PROBLEM DESCRIPTION: Copy out each line exactly; pictures stay out of the copy.

GIVEN INFORMATION:
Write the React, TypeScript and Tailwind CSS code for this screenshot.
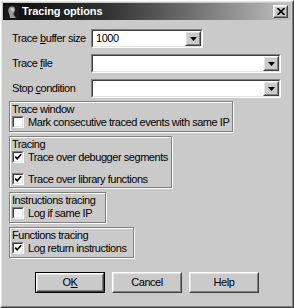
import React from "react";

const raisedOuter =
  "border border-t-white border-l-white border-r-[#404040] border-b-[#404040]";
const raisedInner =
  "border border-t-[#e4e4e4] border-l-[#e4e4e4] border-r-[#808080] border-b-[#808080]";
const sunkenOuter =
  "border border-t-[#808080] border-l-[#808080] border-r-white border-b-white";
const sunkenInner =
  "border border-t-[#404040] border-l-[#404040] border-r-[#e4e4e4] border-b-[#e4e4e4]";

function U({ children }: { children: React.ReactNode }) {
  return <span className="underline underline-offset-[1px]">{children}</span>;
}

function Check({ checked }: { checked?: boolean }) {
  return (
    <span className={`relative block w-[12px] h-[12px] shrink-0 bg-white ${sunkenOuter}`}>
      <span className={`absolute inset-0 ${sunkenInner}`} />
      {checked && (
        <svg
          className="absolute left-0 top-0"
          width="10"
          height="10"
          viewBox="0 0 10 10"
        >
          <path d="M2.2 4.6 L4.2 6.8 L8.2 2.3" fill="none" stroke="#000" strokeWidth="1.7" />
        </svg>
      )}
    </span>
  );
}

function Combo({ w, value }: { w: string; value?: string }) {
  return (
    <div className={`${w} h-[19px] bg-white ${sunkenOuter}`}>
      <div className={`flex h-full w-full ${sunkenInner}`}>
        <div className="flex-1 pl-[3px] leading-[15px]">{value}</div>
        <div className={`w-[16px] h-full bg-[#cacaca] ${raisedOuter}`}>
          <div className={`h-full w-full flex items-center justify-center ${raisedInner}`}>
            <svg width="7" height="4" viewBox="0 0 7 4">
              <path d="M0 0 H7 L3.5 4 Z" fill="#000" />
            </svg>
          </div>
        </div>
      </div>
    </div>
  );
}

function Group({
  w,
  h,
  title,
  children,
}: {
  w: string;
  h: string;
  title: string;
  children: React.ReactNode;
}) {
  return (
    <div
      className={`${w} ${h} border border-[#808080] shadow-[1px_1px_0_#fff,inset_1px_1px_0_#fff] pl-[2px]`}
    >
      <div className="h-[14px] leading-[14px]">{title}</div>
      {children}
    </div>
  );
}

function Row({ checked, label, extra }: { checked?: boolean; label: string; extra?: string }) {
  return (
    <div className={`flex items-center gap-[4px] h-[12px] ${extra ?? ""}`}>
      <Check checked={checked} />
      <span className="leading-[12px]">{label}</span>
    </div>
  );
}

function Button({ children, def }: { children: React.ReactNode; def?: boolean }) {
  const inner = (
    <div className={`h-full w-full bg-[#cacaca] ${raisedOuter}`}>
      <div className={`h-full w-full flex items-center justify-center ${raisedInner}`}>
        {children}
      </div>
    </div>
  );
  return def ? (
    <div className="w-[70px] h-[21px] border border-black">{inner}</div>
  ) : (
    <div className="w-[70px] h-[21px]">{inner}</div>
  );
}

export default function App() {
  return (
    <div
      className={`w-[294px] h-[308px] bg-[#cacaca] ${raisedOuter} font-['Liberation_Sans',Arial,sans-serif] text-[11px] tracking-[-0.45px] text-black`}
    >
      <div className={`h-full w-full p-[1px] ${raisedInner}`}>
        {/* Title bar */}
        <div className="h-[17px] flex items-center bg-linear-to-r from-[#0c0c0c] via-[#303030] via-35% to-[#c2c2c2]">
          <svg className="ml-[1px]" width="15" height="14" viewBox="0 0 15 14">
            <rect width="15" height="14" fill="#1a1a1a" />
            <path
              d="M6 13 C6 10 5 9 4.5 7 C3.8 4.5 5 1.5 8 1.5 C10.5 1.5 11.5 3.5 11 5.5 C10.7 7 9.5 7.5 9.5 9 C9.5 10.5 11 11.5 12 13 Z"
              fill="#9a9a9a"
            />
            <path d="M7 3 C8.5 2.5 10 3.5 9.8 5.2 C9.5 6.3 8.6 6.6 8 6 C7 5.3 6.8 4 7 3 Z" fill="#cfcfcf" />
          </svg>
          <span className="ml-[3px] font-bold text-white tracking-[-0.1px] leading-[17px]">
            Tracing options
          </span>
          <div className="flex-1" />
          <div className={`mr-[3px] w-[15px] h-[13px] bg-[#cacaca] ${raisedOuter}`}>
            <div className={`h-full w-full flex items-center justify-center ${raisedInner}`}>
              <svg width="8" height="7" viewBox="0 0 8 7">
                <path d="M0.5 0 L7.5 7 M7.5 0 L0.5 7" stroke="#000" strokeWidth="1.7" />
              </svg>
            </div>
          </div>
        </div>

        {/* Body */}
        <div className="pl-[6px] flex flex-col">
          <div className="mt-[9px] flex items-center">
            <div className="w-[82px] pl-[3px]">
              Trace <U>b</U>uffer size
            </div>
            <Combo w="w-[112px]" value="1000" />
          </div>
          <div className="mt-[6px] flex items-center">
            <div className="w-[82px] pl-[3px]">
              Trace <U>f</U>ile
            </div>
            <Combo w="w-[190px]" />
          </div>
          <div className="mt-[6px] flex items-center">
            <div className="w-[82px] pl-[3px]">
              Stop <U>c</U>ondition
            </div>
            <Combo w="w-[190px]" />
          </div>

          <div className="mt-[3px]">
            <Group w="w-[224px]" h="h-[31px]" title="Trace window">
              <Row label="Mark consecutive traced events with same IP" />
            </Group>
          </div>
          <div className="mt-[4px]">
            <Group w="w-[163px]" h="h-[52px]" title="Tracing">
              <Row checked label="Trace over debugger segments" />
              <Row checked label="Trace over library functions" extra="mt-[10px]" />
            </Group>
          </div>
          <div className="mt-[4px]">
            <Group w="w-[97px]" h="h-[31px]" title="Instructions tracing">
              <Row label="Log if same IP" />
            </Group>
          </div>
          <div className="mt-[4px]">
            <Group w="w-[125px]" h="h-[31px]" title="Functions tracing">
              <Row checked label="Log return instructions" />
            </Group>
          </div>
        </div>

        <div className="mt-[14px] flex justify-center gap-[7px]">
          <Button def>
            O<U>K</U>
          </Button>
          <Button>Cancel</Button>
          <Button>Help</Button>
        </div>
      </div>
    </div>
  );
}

PROBLEM SOLUTION:
Write the React, TypeScript and Tailwind CSS code for this screenshot.
import React from "react";

const raisedOuter =
  "border border-t-white border-l-white border-r-[#404040] border-b-[#404040]";
const raisedInner =
  "border border-t-[#e4e4e4] border-l-[#e4e4e4] border-r-[#808080] border-b-[#808080]";
const sunkenOuter =
  "border border-t-[#808080] border-l-[#808080] border-r-white border-b-white";
const sunkenInner =
  "border border-t-[#404040] border-l-[#404040] border-r-[#e4e4e4] border-b-[#e4e4e4]";

function U({ children }: { children: React.ReactNode }) {
  return <span className="underline underline-offset-[1px]">{children}</span>;
}

function Check({ checked }: { checked?: boolean }) {
  return (
    <span className={`relative block w-[12px] h-[12px] shrink-0 bg-white ${sunkenOuter}`}>
      <span className={`absolute inset-0 ${sunkenInner}`} />
      {checked && (
        <svg
          className="absolute left-0 top-0"
          width="10"
          height="10"
          viewBox="0 0 10 10"
        >
          <path d="M2.2 4.6 L4.2 6.8 L8.2 2.3" fill="none" stroke="#000" strokeWidth="1.7" />
        </svg>
      )}
    </span>
  );
}

function Combo({ w, value }: { w: string; value?: string }) {
  return (
    <div className={`${w} h-[19px] bg-white ${sunkenOuter}`}>
      <div className={`flex h-full w-full ${sunkenInner}`}>
        <div className="flex-1 pl-[3px] leading-[15px]">{value}</div>
        <div className={`w-[16px] h-full bg-[#cacaca] ${raisedOuter}`}>
          <div className={`h-full w-full flex items-center justify-center ${raisedInner}`}>
            <svg width="7" height="4" viewBox="0 0 7 4">
              <path d="M0 0 H7 L3.5 4 Z" fill="#000" />
            </svg>
          </div>
        </div>
      </div>
    </div>
  );
}

function Group({
  w,
  h,
  title,
  children,
}: {
  w: string;
  h: string;
  title: string;
  children: React.ReactNode;
}) {
  return (
    <div
      className={`${w} ${h} border border-[#808080] shadow-[1px_1px_0_#fff,inset_1px_1px_0_#fff] pl-[2px]`}
    >
      <div className="h-[14px] leading-[14px]">{title}</div>
      {children}
    </div>
  );
}

function Row({ checked, label, extra }: { checked?: boolean; label: string; extra?: string }) {
  return (
    <div className={`flex items-center gap-[4px] h-[12px] ${extra ?? ""}`}>
      <Check checked={checked} />
      <span className="leading-[12px]">{label}</span>
    </div>
  );
}

function Button({ children, def }: { children: React.ReactNode; def?: boolean }) {
  const inner = (
    <div className={`h-full w-full bg-[#cacaca] ${raisedOuter}`}>
      <div className={`h-full w-full flex items-center justify-center ${raisedInner}`}>
        {children}
      </div>
    </div>
  );
  return def ? (
    <div className="w-[70px] h-[21px] border border-black">{inner}</div>
  ) : (
    <div className="w-[70px] h-[21px]">{inner}</div>
  );
}

export default function App() {
  return (
    <div
      className={`w-[294px] h-[308px] bg-[#cacaca] ${raisedOuter} font-['Liberation_Sans',Arial,sans-serif] text-[11px] tracking-[-0.45px] text-black`}
    >
      <div className={`h-full w-full p-[1px] ${raisedInner}`}>
        {/* Title bar */}
        <div className="h-[17px] flex items-center bg-linear-to-r from-[#0c0c0c] via-[#303030] via-35% to-[#c2c2c2]">
          <svg className="ml-[1px]" width="15" height="14" viewBox="0 0 15 14">
            <rect width="15" height="14" fill="#1a1a1a" />
            <path
              d="M6 13 C6 10 5 9 4.5 7 C3.8 4.5 5 1.5 8 1.5 C10.5 1.5 11.5 3.5 11 5.5 C10.7 7 9.5 7.5 9.5 9 C9.5 10.5 11 11.5 12 13 Z"
              fill="#9a9a9a"
            />
            <path d="M7 3 C8.5 2.5 10 3.5 9.8 5.2 C9.5 6.3 8.6 6.6 8 6 C7 5.3 6.8 4 7 3 Z" fill="#cfcfcf" />
          </svg>
          <span className="ml-[3px] font-bold text-white tracking-[-0.1px] leading-[17px]">
            Tracing options
          </span>
          <div className="flex-1" />
          <div className={`mr-[3px] w-[15px] h-[13px] bg-[#cacaca] ${raisedOuter}`}>
            <div className={`h-full w-full flex items-center justify-center ${raisedInner}`}>
              <svg width="8" height="7" viewBox="0 0 8 7">
                <path d="M0.5 0 L7.5 7 M7.5 0 L0.5 7" stroke="#000" strokeWidth="1.7" />
              </svg>
            </div>
          </div>
        </div>

        {/* Body */}
        <div className="pl-[6px] flex flex-col">
          <div className="mt-[9px] flex items-center">
            <div className="w-[82px] pl-[3px]">
              Trace <U>b</U>uffer size
            </div>
            <Combo w="w-[112px]" value="1000" />
          </div>
          <div className="mt-[6px] flex items-center">
            <div className="w-[82px] pl-[3px]">
              Trace <U>f</U>ile
            </div>
            <Combo w="w-[190px]" />
          </div>
          <div className="mt-[6px] flex items-center">
            <div className="w-[82px] pl-[3px]">
              Stop <U>c</U>ondition
            </div>
            <Combo w="w-[190px]" />
          </div>

          <div className="mt-[3px]">
            <Group w="w-[224px]" h="h-[31px]" title="Trace window">
              <Row label="Mark consecutive traced events with same IP" />
            </Group>
          </div>
          <div className="mt-[4px]">
            <Group w="w-[163px]" h="h-[52px]" title="Tracing">
              <Row checked label="Trace over debugger segments" />
              <Row checked label="Trace over library functions" extra="mt-[10px]" />
            </Group>
          </div>
          <div className="mt-[4px]">
            <Group w="w-[97px]" h="h-[31px]" title="Instructions tracing">
              <Row label="Log if same IP" />
            </Group>
          </div>
          <div className="mt-[4px]">
            <Group w="w-[125px]" h="h-[31px]" title="Functions tracing">
              <Row checked label="Log return instructions" />
            </Group>
          </div>
        </div>

        <div className="mt-[14px] flex justify-center gap-[7px]">
          <Button def>
            O<U>K</U>
          </Button>
          <Button>Cancel</Button>
          <Button>Help</Button>
        </div>
      </div>
    </div>
  );
}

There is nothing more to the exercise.